Earlier this month, leaders from the Department of Defense made their case before the Senate Armed Services Committee in favor of the creation of a new, separate military service focused on warfighting in space. During their testimony to the Senate, Acting Secretary of Defense Shanahan, Secretary of the Air Force Wilson, Chairman of the Joint Chiefs of Staff General Dunford, and STRATCOM Commander General Hyten presented a unified front, making their case (and the administration’s) for reforming our defense space establishment. Their end goal? To shape it into a more effective organization able to address the growing challenges in that domain.
The testimony given was compelling and the bipartisan questions illuminating, but the best consequence of the hearing was to see the Senate finally give attention to the growing space capabilities of our near-peer competitors and the ongoing militarization of space and discuss what we must do about it. We no longer need to debate whether space is a contested domain: everyone with a rudimentary understanding of the current threat environment agrees that it is. The capabilities of our adversaries, who have already realigned their military organizations to compete with us in space, continue to grow and evolve. Both China and Russia present a real threat, and we have an urgent need to regain lost momentum—we cannot jeopardize our qualitative military advantage in space by refusing to reform ossified organizations because doing so would “create more bureaucracy.”
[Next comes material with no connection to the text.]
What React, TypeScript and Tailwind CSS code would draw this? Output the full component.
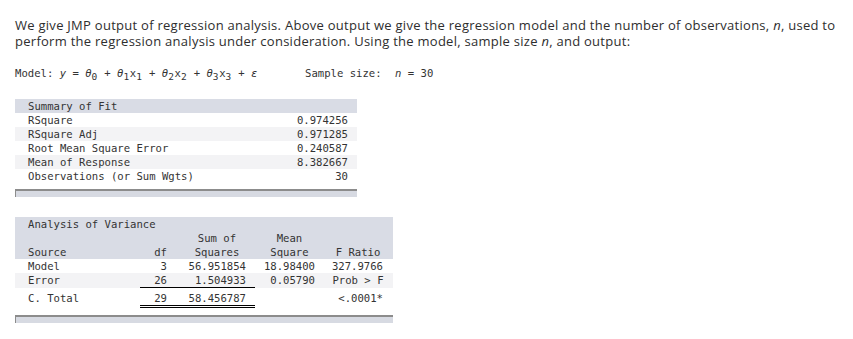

Fortunately, our space capabilities are the best in the world at the moment. And while Congress debates the structure (and occasionally uniforms) of our future Space Force, the infrastructure, systems, and men and women who defend our space assets are currently operating 24/7 in Colorado Springs. Our community was the home of U.S. Space Command from the day it was activated in 1985 until Secretary Rumsfeld reorganized it under Strategic Command in 2002. Today, Colorado Springs remains the epicenter of our national security space enterprise.
While deliberations continue over the future of a separate military service for space, creation of a unified combatant command responsible for space continues to receive broad-ranging support. Reestablishing SPACECOM in Colorado Springs is the only serious option for providing the desired capability on the shortest, most cost-effective timeline. Between Peterson Air Force Base, Schriever Air Force Base, and Cheyenne Mountain Air Force Station, Colorado Springs is home to the Joint Force Space Component Command and Air Force Space Command, both currently commanded by General John Raymond (who has now been nominated by President Trump to lead U.S. Space Command). The National Space Defense Center (the heart of space warfighting wherein the intelligence community and uniformed services coordinate and respond to threats in real time) will soon be joined on Schriever by the next-generation command and control center when the Combined Space Operations Facility begins construction next fiscal year. The dual-hatted General Raymond may bear one of the most onerous burdens in the Department of Defense, but his nomination to command a unified SPACECOM will likely roll up each of his soon-to-be three “hats” into one (and he won’t even have to move!).
Additionally, these organizations and infrastructure are only part of the story. Units in the area include the 21st and 50th Space Wings, U.S. Army Space and Missile Defense Command-U.S. Army Strategic Command (Forward) (including the Headquarters element and 1st Space Brigade), the National Guard’s 100th Missile Defense Brigade, the National Security Space Institute, and over 70 tenant units throughout the Defense and Intelligence communities, all conducting space operations and support functions, all located in Colorado Springs. Our community currently has the infrastructure, conducts operations, and provides the training required of a new combatant command. All this is to say, ripping out these assets and starting new military constructions projects at a new location while relocating thousands of personnel would be the height of irresponsibility amid the current threat environment.
A critical component of maintaining our current advantage in space is making the transition to new a COCOM (let alone a new service) as seamless as possible. My colleagues (in the House) and I have recognized the seriousness of the growing threat to our space superiority for a few years, and I urge my colleagues in the Senate to seize this moment and prioritize sustentative reforms to our defense space community. If they are concerned about disruption ensuring continuity for the space warfighters, they have nothing to fear so long as Space Command is re-established in Colorado Springs.